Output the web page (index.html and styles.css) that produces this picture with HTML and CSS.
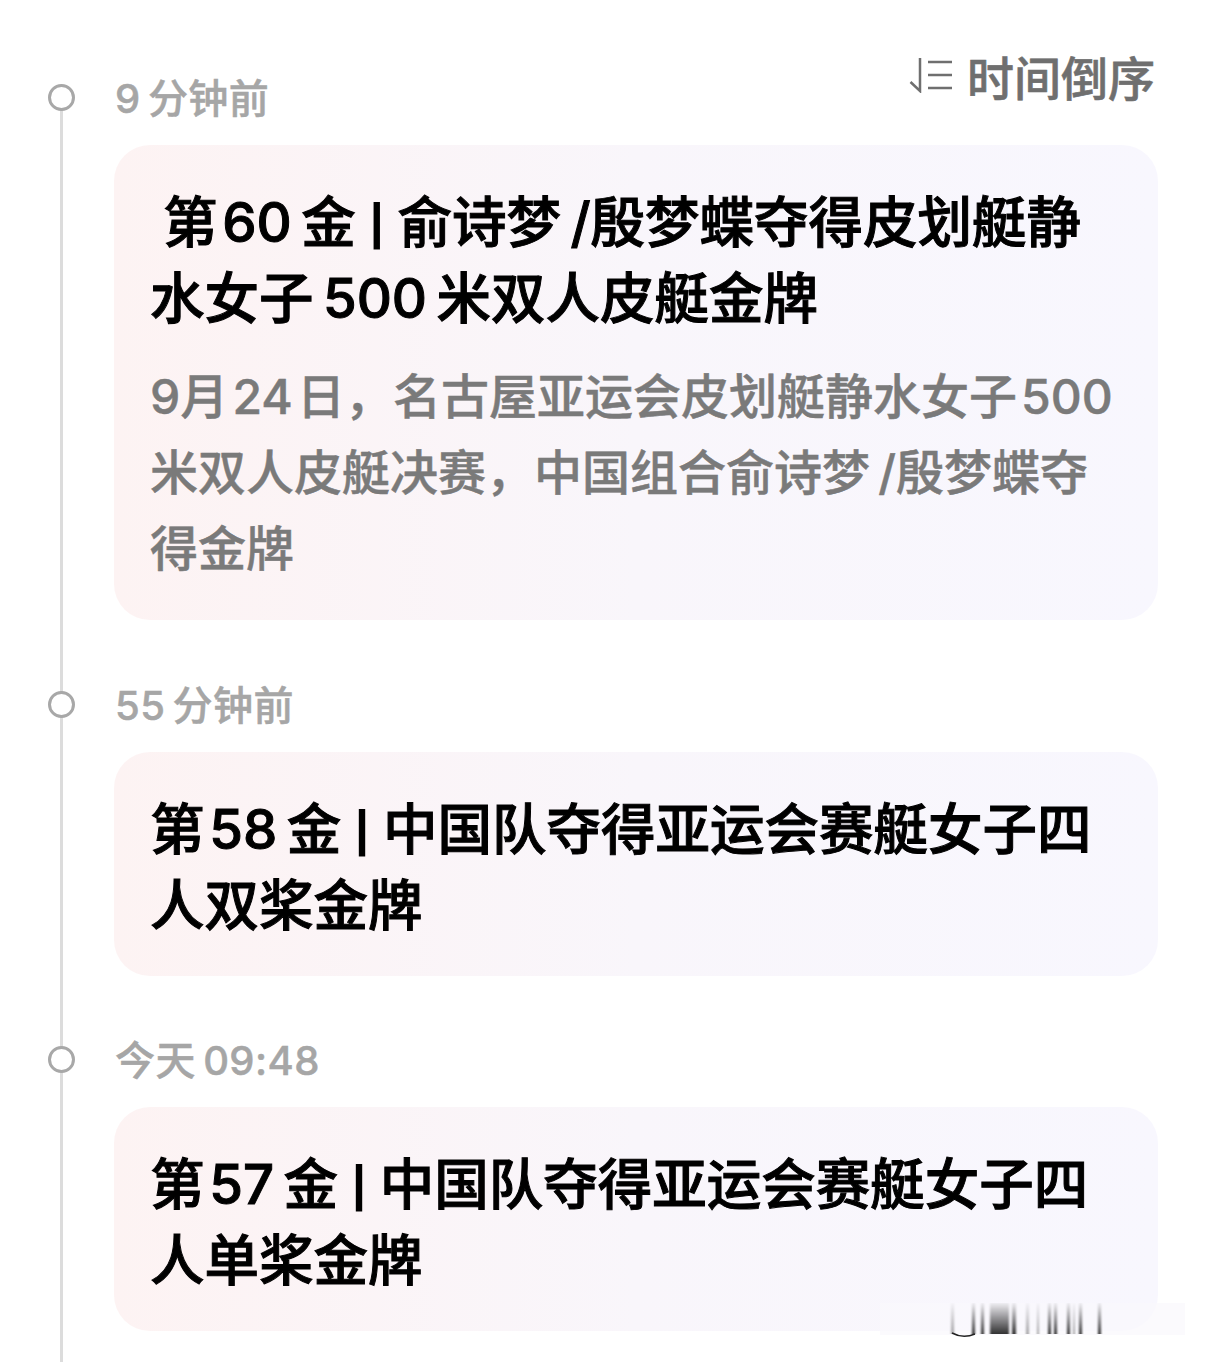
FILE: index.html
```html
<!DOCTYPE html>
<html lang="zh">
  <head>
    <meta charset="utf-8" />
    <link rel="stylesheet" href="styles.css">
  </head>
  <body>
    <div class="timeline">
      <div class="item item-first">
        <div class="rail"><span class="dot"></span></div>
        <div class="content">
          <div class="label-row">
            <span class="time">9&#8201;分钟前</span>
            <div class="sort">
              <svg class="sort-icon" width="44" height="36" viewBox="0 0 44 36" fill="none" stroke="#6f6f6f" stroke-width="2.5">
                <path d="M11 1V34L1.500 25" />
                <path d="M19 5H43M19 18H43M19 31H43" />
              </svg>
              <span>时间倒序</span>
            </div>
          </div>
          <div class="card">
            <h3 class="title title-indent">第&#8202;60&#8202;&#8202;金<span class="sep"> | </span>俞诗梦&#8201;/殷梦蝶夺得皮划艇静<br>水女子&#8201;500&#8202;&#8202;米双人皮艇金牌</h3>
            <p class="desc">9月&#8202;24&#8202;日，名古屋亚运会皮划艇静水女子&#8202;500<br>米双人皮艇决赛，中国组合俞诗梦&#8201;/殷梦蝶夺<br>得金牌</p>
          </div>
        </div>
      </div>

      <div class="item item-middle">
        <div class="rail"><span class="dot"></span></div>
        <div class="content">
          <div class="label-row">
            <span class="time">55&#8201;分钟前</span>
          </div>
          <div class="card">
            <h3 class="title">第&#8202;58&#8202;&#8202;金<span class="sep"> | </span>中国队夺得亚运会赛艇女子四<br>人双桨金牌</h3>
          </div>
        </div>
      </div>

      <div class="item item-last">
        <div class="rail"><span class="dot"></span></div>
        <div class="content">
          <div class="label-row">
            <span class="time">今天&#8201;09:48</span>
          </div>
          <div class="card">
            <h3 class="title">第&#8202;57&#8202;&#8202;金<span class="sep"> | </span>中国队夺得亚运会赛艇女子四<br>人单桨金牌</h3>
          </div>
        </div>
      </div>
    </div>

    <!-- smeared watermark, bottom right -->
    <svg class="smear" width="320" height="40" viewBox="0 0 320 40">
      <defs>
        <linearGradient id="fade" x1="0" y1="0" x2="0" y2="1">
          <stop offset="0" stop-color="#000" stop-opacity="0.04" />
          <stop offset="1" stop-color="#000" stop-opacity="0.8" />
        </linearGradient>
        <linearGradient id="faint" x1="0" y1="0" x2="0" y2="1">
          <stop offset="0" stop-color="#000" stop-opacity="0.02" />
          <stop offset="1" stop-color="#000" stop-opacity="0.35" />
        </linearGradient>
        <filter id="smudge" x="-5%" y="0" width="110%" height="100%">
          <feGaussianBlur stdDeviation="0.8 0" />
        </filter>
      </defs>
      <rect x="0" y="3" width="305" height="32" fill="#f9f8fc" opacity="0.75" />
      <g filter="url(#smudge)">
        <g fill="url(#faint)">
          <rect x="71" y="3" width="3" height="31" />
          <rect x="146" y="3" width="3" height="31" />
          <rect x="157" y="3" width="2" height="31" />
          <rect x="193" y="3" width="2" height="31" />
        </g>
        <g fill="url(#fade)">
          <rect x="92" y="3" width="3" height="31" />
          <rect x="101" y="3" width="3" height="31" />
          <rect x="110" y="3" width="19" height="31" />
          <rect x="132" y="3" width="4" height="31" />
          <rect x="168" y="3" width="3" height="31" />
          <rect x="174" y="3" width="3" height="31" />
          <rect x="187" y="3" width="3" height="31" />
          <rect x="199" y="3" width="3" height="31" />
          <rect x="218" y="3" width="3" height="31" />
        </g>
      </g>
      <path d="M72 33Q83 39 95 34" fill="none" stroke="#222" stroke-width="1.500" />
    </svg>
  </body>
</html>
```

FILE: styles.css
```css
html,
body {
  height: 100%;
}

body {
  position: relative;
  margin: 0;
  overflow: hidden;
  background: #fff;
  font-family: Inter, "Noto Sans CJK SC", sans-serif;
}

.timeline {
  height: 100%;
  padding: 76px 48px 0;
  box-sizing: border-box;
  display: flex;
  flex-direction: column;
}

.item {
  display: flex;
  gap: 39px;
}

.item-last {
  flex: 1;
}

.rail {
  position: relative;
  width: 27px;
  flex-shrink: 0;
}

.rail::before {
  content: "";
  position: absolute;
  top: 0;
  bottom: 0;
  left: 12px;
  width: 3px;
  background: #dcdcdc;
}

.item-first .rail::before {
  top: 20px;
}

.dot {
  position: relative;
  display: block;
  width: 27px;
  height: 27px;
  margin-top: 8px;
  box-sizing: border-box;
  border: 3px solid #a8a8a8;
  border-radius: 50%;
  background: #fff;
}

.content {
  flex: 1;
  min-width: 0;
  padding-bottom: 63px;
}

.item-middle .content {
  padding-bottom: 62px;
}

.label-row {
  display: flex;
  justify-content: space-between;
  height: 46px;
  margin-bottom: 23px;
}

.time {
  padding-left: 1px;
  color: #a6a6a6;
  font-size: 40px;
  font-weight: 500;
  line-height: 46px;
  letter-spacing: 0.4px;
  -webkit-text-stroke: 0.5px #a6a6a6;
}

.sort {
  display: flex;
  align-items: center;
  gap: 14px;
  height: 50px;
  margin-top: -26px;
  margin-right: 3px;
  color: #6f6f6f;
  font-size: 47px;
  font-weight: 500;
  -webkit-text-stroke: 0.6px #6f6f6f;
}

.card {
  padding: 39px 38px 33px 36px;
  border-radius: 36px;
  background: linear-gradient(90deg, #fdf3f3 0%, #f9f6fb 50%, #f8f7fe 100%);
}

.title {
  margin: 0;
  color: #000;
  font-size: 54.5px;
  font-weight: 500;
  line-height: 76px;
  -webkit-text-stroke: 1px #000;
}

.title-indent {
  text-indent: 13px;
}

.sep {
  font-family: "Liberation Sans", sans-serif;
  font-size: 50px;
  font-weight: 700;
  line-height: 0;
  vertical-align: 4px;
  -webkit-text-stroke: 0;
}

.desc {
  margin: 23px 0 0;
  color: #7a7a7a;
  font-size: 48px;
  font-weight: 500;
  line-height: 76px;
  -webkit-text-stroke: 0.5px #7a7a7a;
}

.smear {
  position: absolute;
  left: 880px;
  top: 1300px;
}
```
########################################
*TASK BRIEF:*
The listing above needs to be output again exactly. Don't include the pictures.

*REPLY:*
Output the web page (index.html and styles.css) that produces this picture with HTML and CSS.
FILE: index.html
```html
<!DOCTYPE html>
<html lang="zh">
  <head>
    <meta charset="utf-8" />
    <link rel="stylesheet" href="styles.css">
  </head>
  <body>
    <div class="timeline">
      <div class="item item-first">
        <div class="rail"><span class="dot"></span></div>
        <div class="content">
          <div class="label-row">
            <span class="time">9&#8201;分钟前</span>
            <div class="sort">
              <svg class="sort-icon" width="44" height="36" viewBox="0 0 44 36" fill="none" stroke="#6f6f6f" stroke-width="2.5">
                <path d="M11 1V34L1.500 25" />
                <path d="M19 5H43M19 18H43M19 31H43" />
              </svg>
              <span>时间倒序</span>
            </div>
          </div>
          <div class="card">
            <h3 class="title title-indent">第&#8202;60&#8202;&#8202;金<span class="sep"> | </span>俞诗梦&#8201;/殷梦蝶夺得皮划艇静<br>水女子&#8201;500&#8202;&#8202;米双人皮艇金牌</h3>
            <p class="desc">9月&#8202;24&#8202;日，名古屋亚运会皮划艇静水女子&#8202;500<br>米双人皮艇决赛，中国组合俞诗梦&#8201;/殷梦蝶夺<br>得金牌</p>
          </div>
        </div>
      </div>

      <div class="item item-middle">
        <div class="rail"><span class="dot"></span></div>
        <div class="content">
          <div class="label-row">
            <span class="time">55&#8201;分钟前</span>
          </div>
          <div class="card">
            <h3 class="title">第&#8202;58&#8202;&#8202;金<span class="sep"> | </span>中国队夺得亚运会赛艇女子四<br>人双桨金牌</h3>
          </div>
        </div>
      </div>

      <div class="item item-last">
        <div class="rail"><span class="dot"></span></div>
        <div class="content">
          <div class="label-row">
            <span class="time">今天&#8201;09:48</span>
          </div>
          <div class="card">
            <h3 class="title">第&#8202;57&#8202;&#8202;金<span class="sep"> | </span>中国队夺得亚运会赛艇女子四<br>人单桨金牌</h3>
          </div>
        </div>
      </div>
    </div>

    <!-- smeared watermark, bottom right -->
    <svg class="smear" width="320" height="40" viewBox="0 0 320 40">
      <defs>
        <linearGradient id="fade" x1="0" y1="0" x2="0" y2="1">
          <stop offset="0" stop-color="#000" stop-opacity="0.04" />
          <stop offset="1" stop-color="#000" stop-opacity="0.8" />
        </linearGradient>
        <linearGradient id="faint" x1="0" y1="0" x2="0" y2="1">
          <stop offset="0" stop-color="#000" stop-opacity="0.02" />
          <stop offset="1" stop-color="#000" stop-opacity="0.35" />
        </linearGradient>
        <filter id="smudge" x="-5%" y="0" width="110%" height="100%">
          <feGaussianBlur stdDeviation="0.8 0" />
        </filter>
      </defs>
      <rect x="0" y="3" width="305" height="32" fill="#f9f8fc" opacity="0.75" />
      <g filter="url(#smudge)">
        <g fill="url(#faint)">
          <rect x="71" y="3" width="3" height="31" />
          <rect x="146" y="3" width="3" height="31" />
          <rect x="157" y="3" width="2" height="31" />
          <rect x="193" y="3" width="2" height="31" />
        </g>
        <g fill="url(#fade)">
          <rect x="92" y="3" width="3" height="31" />
          <rect x="101" y="3" width="3" height="31" />
          <rect x="110" y="3" width="19" height="31" />
          <rect x="132" y="3" width="4" height="31" />
          <rect x="168" y="3" width="3" height="31" />
          <rect x="174" y="3" width="3" height="31" />
          <rect x="187" y="3" width="3" height="31" />
          <rect x="199" y="3" width="3" height="31" />
          <rect x="218" y="3" width="3" height="31" />
        </g>
      </g>
      <path d="M72 33Q83 39 95 34" fill="none" stroke="#222" stroke-width="1.500" />
    </svg>
  </body>
</html>
```

FILE: styles.css
```css
html,
body {
  height: 100%;
}

body {
  position: relative;
  margin: 0;
  overflow: hidden;
  background: #fff;
  font-family: Inter, "Noto Sans CJK SC", sans-serif;
}

.timeline {
  height: 100%;
  padding: 76px 48px 0;
  box-sizing: border-box;
  display: flex;
  flex-direction: column;
}

.item {
  display: flex;
  gap: 39px;
}

.item-last {
  flex: 1;
}

.rail {
  position: relative;
  width: 27px;
  flex-shrink: 0;
}

.rail::before {
  content: "";
  position: absolute;
  top: 0;
  bottom: 0;
  left: 12px;
  width: 3px;
  background: #dcdcdc;
}

.item-first .rail::before {
  top: 20px;
}

.dot {
  position: relative;
  display: block;
  width: 27px;
  height: 27px;
  margin-top: 8px;
  box-sizing: border-box;
  border: 3px solid #a8a8a8;
  border-radius: 50%;
  background: #fff;
}

.content {
  flex: 1;
  min-width: 0;
  padding-bottom: 63px;
}

.item-middle .content {
  padding-bottom: 62px;
}

.label-row {
  display: flex;
  justify-content: space-between;
  height: 46px;
  margin-bottom: 23px;
}

.time {
  padding-left: 1px;
  color: #a6a6a6;
  font-size: 40px;
  font-weight: 500;
  line-height: 46px;
  letter-spacing: 0.4px;
  -webkit-text-stroke: 0.5px #a6a6a6;
}

.sort {
  display: flex;
  align-items: center;
  gap: 14px;
  height: 50px;
  margin-top: -26px;
  margin-right: 3px;
  color: #6f6f6f;
  font-size: 47px;
  font-weight: 500;
  -webkit-text-stroke: 0.6px #6f6f6f;
}

.card {
  padding: 39px 38px 33px 36px;
  border-radius: 36px;
  background: linear-gradient(90deg, #fdf3f3 0%, #f9f6fb 50%, #f8f7fe 100%);
}

.title {
  margin: 0;
  color: #000;
  font-size: 54.5px;
  font-weight: 500;
  line-height: 76px;
  -webkit-text-stroke: 1px #000;
}

.title-indent {
  text-indent: 13px;
}

.sep {
  font-family: "Liberation Sans", sans-serif;
  font-size: 50px;
  font-weight: 700;
  line-height: 0;
  vertical-align: 4px;
  -webkit-text-stroke: 0;
}

.desc {
  margin: 23px 0 0;
  color: #7a7a7a;
  font-size: 48px;
  font-weight: 500;
  line-height: 76px;
  -webkit-text-stroke: 0.5px #7a7a7a;
}

.smear {
  position: absolute;
  left: 880px;
  top: 1300px;
}
```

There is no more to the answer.